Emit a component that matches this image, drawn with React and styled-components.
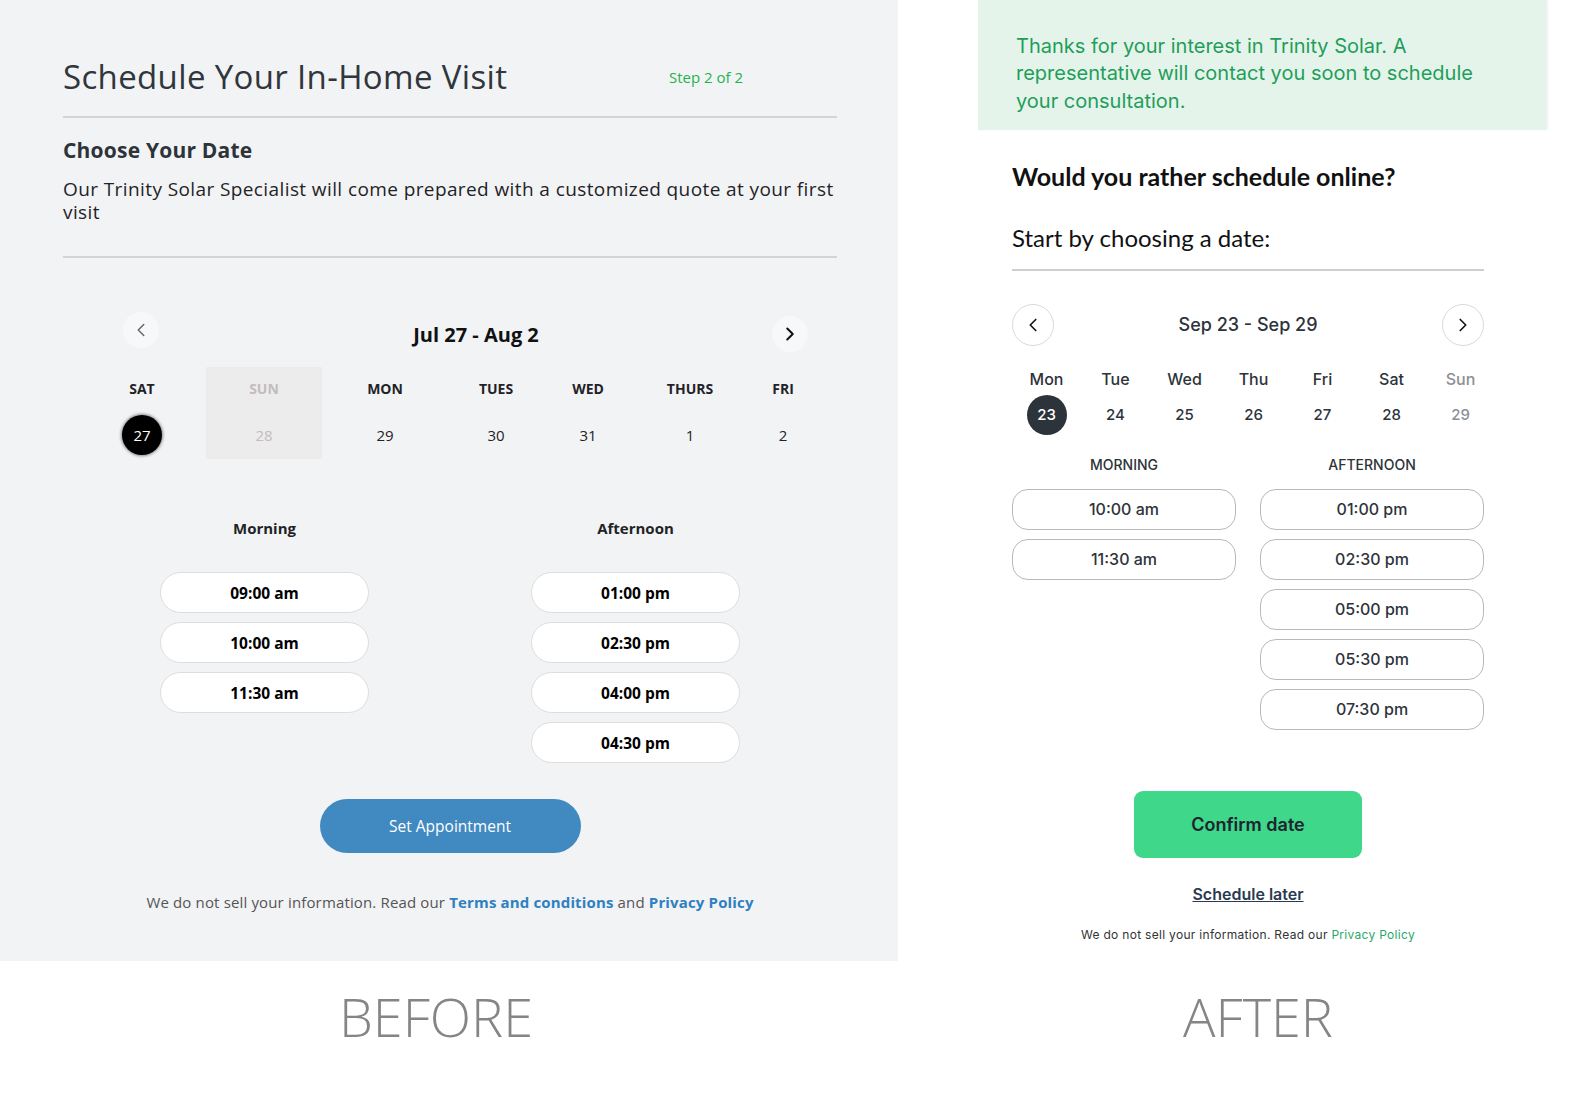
import styled, { createGlobalStyle } from 'styled-components';
import { ChevronLeft, ChevronRight } from 'lucide-react';

const GlobalStyle = createGlobalStyle`
  html, body { margin: 0; padding: 0; background: #fff; }
  body { width: 1588px; height: 1094px; overflow: hidden; }
  * { box-sizing: border-box; }
`;

const POP = `"Open Sans", "Noto Sans", sans-serif`;
const INTER = `Inter, "Noto Sans", sans-serif`;

const oldWeek = [
  { day: 'SAT', num: 27, sel: true },
  { day: 'SUN', num: 28, off: true },
  { day: 'MON', num: 29 },
  { day: 'TUES', num: 30 },
  { day: 'WED', num: 31 },
  { day: 'THURS', num: 1 },
  { day: 'FRI', num: 2 },
];

const newWeek = [
  { day: 'Mon', num: 23, sel: true },
  { day: 'Tue', num: 24 },
  { day: 'Wed', num: 25 },
  { day: 'Thu', num: 26 },
  { day: 'Fri', num: 27 },
  { day: 'Sat', num: 28 },
  { day: 'Sun', num: 29, off: true },
];

const oldSlots = {
  Morning: ['09:00 am', '10:00 am', '11:30 am'],
  Afternoon: ['01:00 pm', '02:30 pm', '04:00 pm', '04:30 pm'],
};

const newSlots = {
  Morning: ['10:00 am', '11:30 am'],
  Afternoon: ['01:00 pm', '02:30 pm', '05:00 pm', '05:30 pm', '07:30 pm'],
};

export default function App() {
  return (
    <>
      <GlobalStyle />
      <Page>
        <BeforePanel>
          <HeaderRow>
            <Title>Schedule Your In-Home Visit</Title>
            <StepTag>Step 2 of 2</StepTag>
          </HeaderRow>
          <Rule $top={19} />
          <SectionTitle>Choose Your Date</SectionTitle>
          <Intro>Our Trinity Solar Specialist will come prepared with a customized quote at your first visit</Intro>
          <Rule $top={32} />

          <OldNav>
            <OldArrow>
              <ChevronLeft size={22} strokeWidth={1.6} color="#666" />
            </OldArrow>
            <OldRange>Jul 27 - Aug 2</OldRange>
            <OldArrow $next>
              <ChevronRight size={22} strokeWidth={2.2} color="#111" />
            </OldArrow>
          </OldNav>

          <OldWeek>
            {oldWeek.map((d) => (
              <OldDay key={d.day} $off={d.off}>
                <OldDayName>{d.day}</OldDayName>
                <OldDate $sel={d.sel}>{d.num}</OldDate>
              </OldDay>
            ))}
          </OldWeek>

          <OldTimes>
            {Object.entries(oldSlots).map(([label, list]) => (
              <OldTimeCol key={label}>
                <OldTimeHeading>{label}</OldTimeHeading>
                {list.map((t) => (
                  <OldSlot key={t}>{t}</OldSlot>
                ))}
              </OldTimeCol>
            ))}
          </OldTimes>

          <SetButton>Set Appointment</SetButton>
          <OldFine>
            We do not sell your information. Read our <a href="#">Terms and conditions</a> and <a href="#">Privacy Policy</a>
          </OldFine>
        </BeforePanel>

        <AfterCol>
          <Banner>
            Thanks for your interest in Trinity Solar. A representative will contact you soon to schedule your consultation.
          </Banner>
          <AfterBody>
            <Question>Would you rather schedule online?</Question>
            <Prompt>Start by choosing a date:</Prompt>
            <AfterRule />

            <NewNav>
              <NewArrow><ChevronLeft size={22} strokeWidth={1.8} color="#111" /></NewArrow>
              <NewRange>Sep 23 - Sep 29</NewRange>
              <NewArrow><ChevronRight size={22} strokeWidth={1.8} color="#111" /></NewArrow>
            </NewNav>

            <NewWeek>
              {newWeek.map((d) => (
                <NewDay key={d.day} $off={d.off}>
                  <span>{d.day}</span>
                  <NewDate $sel={d.sel}>{d.num}</NewDate>
                </NewDay>
              ))}
            </NewWeek>

            <NewTimes>
              {Object.entries(newSlots).map(([label, list]) => (
                <NewTimeCol key={label}>
                  <NewTimeHeading>{label}</NewTimeHeading>
                  {list.map((t) => (
                    <NewSlot key={t}>{t}</NewSlot>
                  ))}
                </NewTimeCol>
              ))}
            </NewTimes>

            <ConfirmButton>Confirm date</ConfirmButton>
            <LaterLink href="#">Schedule later</LaterLink>
            <NewFine>
              We do not sell your information. Read our <a href="#">Privacy Policy</a>
            </NewFine>
          </AfterBody>
        </AfterCol>

        <Caption $shift={-26}>BEFORE</Caption>
        <Caption $shift={30}>AFTER</Caption>
      </Page>
    </>
  );
}

const Page = styled.div`
  display: grid;
  grid-template-columns: 898px 1fr;
  grid-template-rows: 961px auto;
  width: 1588px;
`;

/* ---------- before ---------- */

const BeforePanel = styled.section`
  background: #f2f3f5;
  padding: 57px 61px 0 63px;
  font-family: ${POP};
  color: #2d3339;
`;

const HeaderRow = styled.div`
  display: grid;
  grid-template-columns: 606px auto;
  align-items: center;
  height: 40px;
`;

const Title = styled.h1`
  margin: 0;
  font-size: 33px;
  font-weight: 400;
  letter-spacing: 0.35px;
  line-height: 40px;
  color: #30363c;
`;

const StepTag = styled.span`
  font-size: 15px;
  font-weight: 500;
  color: #22b34b;
`;

const Rule = styled.div`
  height: 2px;
  margin-top: ${(p) => p.$top}px;
  background: #d3d4d6;
`;

const SectionTitle = styled.h2`
  margin: 18px 0 0;
  font-size: 21px;
  font-weight: 700;
  letter-spacing: 0.2px;
  line-height: 28px;
`;

const Intro = styled.p`
  margin: 14px 0 0;
  font-size: 19px;
  letter-spacing: 0.4px;
  line-height: 23px;
  color: #1f2327;
`;

const OldNav = styled.div`
  display: flex;
  align-items: flex-start;
  margin-top: 54px;
  padding: 0 29px 0 60px;
  height: 40px;
`;

const OldArrow = styled.div`
  width: 36px;
  height: 36px;
  border-radius: 50%;
  background: #f7f8f9;
  display: flex;
  align-items: center;
  justify-content: center;
  margin-top: ${(p) => (p.$next ? 4 : 0)}px;
`;

const OldRange = styled.div`
  flex: 1;
  margin-top: 9px;
  padding-left: 21px;
  text-align: center;
  font-size: 20px;
  font-weight: 700;
  line-height: 28px;
  color: #111;
`;

const OldWeek = styled.div`
  display: grid;
  grid-template-columns: 128px 116px 126px 96px 88px 116px 70px;
  margin: 15px 0 0 15px;
`;

const OldDay = styled.div`
  display: flex;
  flex-direction: column;
  align-items: center;
  height: 92px;
  background: ${(p) => (p.$off ? '#ececec' : 'transparent')};
  color: ${(p) => (p.$off ? '#c2bcbc' : '#1f2327')};
`;

const OldDayName = styled.span`
  padding-top: 12px;
  font-size: 14px;
  font-weight: 700;
  line-height: 20px;
`;

const OldDate = styled.span`
  width: 40px;
  height: 40px;
  margin-top: 16px;
  border-radius: 50%;
  display: flex;
  align-items: center;
  justify-content: center;
  font-size: 15px;
  background: ${(p) => (p.$sel ? '#000' : 'transparent')};
  color: ${(p) => (p.$sel ? '#fff' : 'inherit')};
  box-shadow: ${(p) => (p.$sel ? '0 0 3px 1px rgba(0,0,0,.45)' : 'none')};
`;

const OldTimes = styled.div`
  display: grid;
  grid-template-columns: 209px 209px;
  column-gap: 162px;
  align-items: start;
  margin: 59px 0 0 97px;
`;

const OldTimeCol = styled.div`
  display: flex;
  flex-direction: column;
  gap: 9px;
`;

const OldTimeHeading = styled.div`
  margin-bottom: 25px;
  text-align: center;
  font-size: 15px;
  font-weight: 700;
  line-height: 20px;
  color: #1f2327;
`;

const OldSlot = styled.button`
  height: 41px;
  border: 1px solid #dcdddf;
  border-radius: 21px;
  background: #fff;
  font-family: ${POP};
  font-size: 15.5px;
  font-weight: 700;
  color: #000;
`;

const SetButton = styled.button`
  display: block;
  width: 261px;
  height: 54px;
  margin: 36px auto 0;
  border: none;
  border-radius: 27px;
  background: #418ac1;
  color: #fff;
  font-family: ${POP};
  font-size: 15.5px;
  font-weight: 500;
`;

const OldFine = styled.p`
  margin: 38px 0 0;
  text-align: center;
  font-size: 15px;
  letter-spacing: 0.15px;
  line-height: 22px;
  color: #555;

  a {
    color: #2f80c0;
    font-weight: 700;
    text-decoration: none;
  }
`;

/* ---------- after ---------- */

const AfterCol = styled.section`
  padding-left: 80px;
  font-family: ${INTER};
`;

const Banner = styled.div`
  width: 568px;
  padding: 33px 60px 15px 38px;
  background: #e5f4ea;
  box-shadow: 2px 0 2px rgba(0, 0, 0, 0.06);
  font-size: 20px;
  line-height: 27.3px;
  color: #1f9e5b;
`;

const AfterBody = styled.div`
  width: 472px;
  margin-left: 34px;
  color: #2d333a;
`;

const Question = styled.h2`
  margin: 31px 0 0;
  font-family: Lato, "Open Sans", sans-serif;
  font-size: 25px;
  font-weight: 700;
  line-height: 30px;
  color: #111;
`;

const Prompt = styled.p`
  margin: 32px 0 0;
  font-family: Lato, "Open Sans", sans-serif;
  font-size: 24px;
  line-height: 30px;
  color: #111;
`;

const AfterRule = styled.div`
  height: 2px;
  margin-top: 16px;
  background: #cfcfcf;
`;

const NewNav = styled.div`
  display: flex;
  align-items: center;
  justify-content: space-between;
  margin-top: 33px;
`;

const NewArrow = styled.div`
  width: 42px;
  height: 42px;
  border: 1px solid #d9d9d9;
  border-radius: 50%;
  background: #fff;
  display: flex;
  align-items: center;
  justify-content: center;
`;

const NewRange = styled.div`
  font-size: 18px;
  font-weight: 500;
  color: #2d333a;
`;

const NewWeek = styled.div`
  display: grid;
  grid-template-columns: repeat(7, 69px);
  margin-top: 23px;
`;

const NewDay = styled.div`
  display: flex;
  flex-direction: column;
  align-items: center;
  font-size: 16px;
  font-weight: 500;
  line-height: 20px;
  color: ${(p) => (p.$off ? '#8c8f93' : '#2d333a')};
`;

const NewDate = styled.span`
  width: 40px;
  height: 40px;
  margin-top: 6px;
  border-radius: 50%;
  display: flex;
  align-items: center;
  justify-content: center;
  font-size: 15px;
  font-weight: 500;
  background: ${(p) => (p.$sel ? '#2d333a' : 'transparent')};
  color: ${(p) => (p.$sel ? '#fff' : 'inherit')};
`;

const NewTimes = styled.div`
  display: grid;
  grid-template-columns: 224px 224px;
  column-gap: 24px;
  align-items: start;
  margin-top: 21px;
`;

const NewTimeCol = styled.div`
  display: flex;
  flex-direction: column;
  gap: 9px;
`;

const NewTimeHeading = styled.div`
  margin-bottom: 6px;
  text-align: center;
  text-transform: uppercase;
  font-size: 14px;
  font-weight: 500;
  line-height: 18px;
  color: #2d333a;
`;

const NewSlot = styled.button`
  height: 41px;
  border: 1px solid #b9b9b9;
  border-radius: 16px;
  background: #fff;
  font-family: ${INTER};
  font-size: 16px;
  font-weight: 500;
  color: #2d333a;
`;

const ConfirmButton = styled.button`
  display: block;
  width: 228px;
  height: 67px;
  margin: 61px auto 0;
  border: none;
  border-radius: 9px;
  background: #3fd78a;
  font-family: ${INTER};
  font-size: 18px;
  font-weight: 600;
  color: #1d2430;
`;

const LaterLink = styled.a`
  display: block;
  margin-top: 26px;
  text-align: center;
  font-size: 16px;
  font-weight: 600;
  line-height: 20px;
  color: #2b3a4f;
  text-decoration: underline;
`;

const NewFine = styled.p`
  margin: 23px 0 0;
  text-align: center;
  font-size: 12px;
  line-height: 16px;
  letter-spacing: 0.3px;
  color: #333;

  a {
    color: #2aa86b;
    text-decoration: none;
  }
`;

const Caption = styled.div`
  margin-top: 25px;
  text-align: center;
  padding-left: ${(p) => Math.max(p.$shift, 0)}px;
  padding-right: ${(p) => Math.max(-p.$shift, 0)}px;
  font-family: "Open Sans", sans-serif;
  font-size: 54px;
  font-weight: 300;
  line-height: 60px;
  color: #858585;
`;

• SHORT PROBLEM: Pick out the lines that have the word "components". Copy them all.

• FINAL RESULT:
Emit a component that matches this image, drawn with React and styled-components.
import styled, { createGlobalStyle } from 'styled-components';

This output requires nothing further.